Since the drivers are being compared side-by-side, the performance of the machine itself is relatively unimportant; what matters is how the drivers compare relative to one another.

The Data



In order to provide a reproducible comparison, we copied the sample restaurants dataset (made publicly available by MongoDB, Inc.) and then built successively larger datasets based on the sample data. The relevant details for the table(s) queried are below:

Table Number of Rows
restaurants 25,360
restaurants_2 2,003,362
restaurants_3 10,011,962

Queries



The main goal of this investigation was to compare the related performance of the drivers. We did this by running the same queries with each driver. To simulate actual processing of the data beyond simply reading from MongoDB, we stored the values of each row in an array (that was replaced for each row). The queries are listed below:

  1. SELECT borough, restaurant_id, _id, cuisine, name FROM restaurants
  2. SELECT borough, restaurant_id, _id, cuisine, name FROM restaurants_2
  3. SELECT borough, restaurant_id, _id, cuisine, name FROM restaurants_3

Results



Below, you can see the performance of the various queries, based on the driver/platform.

JDBC / Java Drivers

All four the companies compared produce a JDBC driver or other technology that provide a native experience with MongoDB data in Java applications. The results of processing query results in a simple Java application are below.
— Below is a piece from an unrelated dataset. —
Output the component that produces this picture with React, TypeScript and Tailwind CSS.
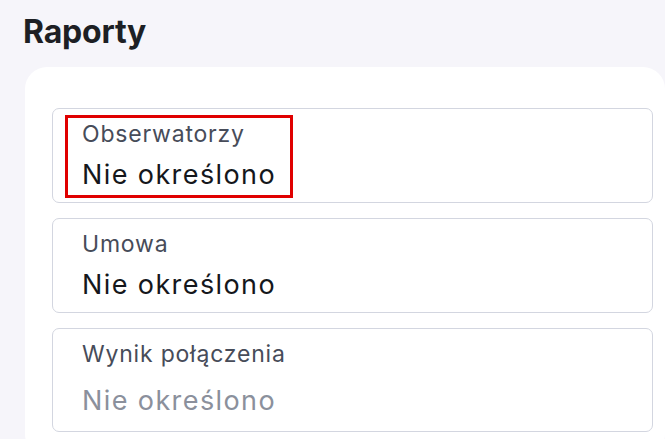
import React from 'react'

type Field = {
  label: string
  value: string
  empty?: boolean
  highlighted?: boolean
  tall?: boolean
}

const fields: Field[] = [
  { label: 'Obserwatorzy', value: 'Nie określono', highlighted: true },
  { label: 'Umowa', value: 'Nie określono' },
  { label: 'Wynik połączenia', value: 'Nie określono', empty: true, tall: true },
]

function ReportField({ field }: { field: Field }) {
  return (
    <div
      className={`rounded-[7px] border-[1.5px] border-[#d3d6e0] bg-white px-[29px] pt-[11px] ${
        field.tall ? 'pb-[13px]' : 'pb-[10px]'
      }`}
    >
      <div className="relative">
        {field.highlighted ? (
          <div className="pointer-events-none absolute -left-[17px] -top-[5px] h-[83px] w-[228px] border-[3px] border-[#e00000]" />
        ) : null}
        <p className="text-[23px] leading-[28px] tracking-[0.8px] text-[#474c59]">{field.label}</p>
        <p
          className={`text-[27px] leading-[34px] tracking-[1.4px] ${
            field.empty ? 'mt-[16px] text-[#8b909c]' : 'mt-[10px] text-[#15171c]'
          }`}
        >
          {field.value}
        </p>
      </div>
    </div>
  )
}

export default function App() {
  return (
    <div className="h-[439px] w-[665px] overflow-hidden bg-[#f6f5fa] font-['Inter',sans-serif]">
      <div className="pl-[23px] pt-[12px]">
        <h1 className="text-[32px] font-bold leading-[40px] tracking-[-0.2px] text-[#1d1f24]">Raporty</h1>
      </div>
      <div className="ml-[25px] mt-[15px] rounded-[22px] bg-white pb-6 pl-[27px] pr-[12px] pt-[41px]">
        <div className="flex flex-col gap-[15px]">
          {fields.map((field) => (
            <ReportField key={field.label} field={field} />
          ))}
        </div>
      </div>
    </div>
  )
}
JDBC/Java Query Times by Company (in seconds)
Query CData Software Competitor 1 Competitor 2 MongoDB, Inc.
1 (~25,000 rows) 0.9 (-56% - +33%) 0.4 1.2 0.5
2 (~2,000,000 rows) 6.3 (+44% - +138%) 15.1 9.1 13.2
3 (~10,000,000 rows) 30.6 (+95% - +173%) 89.2 94.1 67.3

As can be seen in the results, the CData drivers were able to work with large result sets faster than the other drivers, regularly retrieving and processing results over twice as fast. In the case where the CData drivers are slower, the margins are barely noticeable and are due to performing a live schema discovery.

The average runtime for each query (of the larger datasets) is compared in the charts below:

Results for ~2,000,000 Rows

Results for ~10,000,000 Rows

ADO.NET Provider / C# Drivers

CData Software and MongoDB, Inc are the two companies that provide native support for connecting to MongoDB data in .NET applications. CData Software has an ADO.NET Provider and MongoDB, Inc has their own C# and .NET MongoDB Driver. The times required for each product to process the results are in the table below.

ADO.NET/C# Query Times by Company (in seconds)
Query CData Software MongoDB, Inc.
1 (~25,000 rows) 1.4 (-44%) 0.8
2 (~2,000,000 rows) 12.7 (+161%) 33.1
3 (~10,000,000 rows) 60.8 (+215%) 191.4

As can be seen in the results, the CData ADO.NET Provider was able to work with large result sets faster than the MongoDB, Inc. C# Drivers, processing the largest dataset over three times faster than the MongoDB, Inc. driver.

The average runtime for each query (of the larger datasets) is compared in the charts below:

Results for ~2,000,000 Rows

Results for ~10,000,000 Rows

Conclusion



The CData Software drivers regularly prove to be faster than the competitors' equivalent products, particularly when dealing with large data sets. When the drivers are slower, the difference is barely noticeable (less than half a second in most cases) and is the trade-off for live schema discovery. We realize that speed is only one measurement, but the performance of our drivers is a strong indicator of the depth and technical prowess embedded in all of our drivers and data access technologies. Our developers have spent countless hours optimizing the performance in processing the results returned by the MongoDB database to the point that the drivers seem to only be hindered by web traffic and server processing times.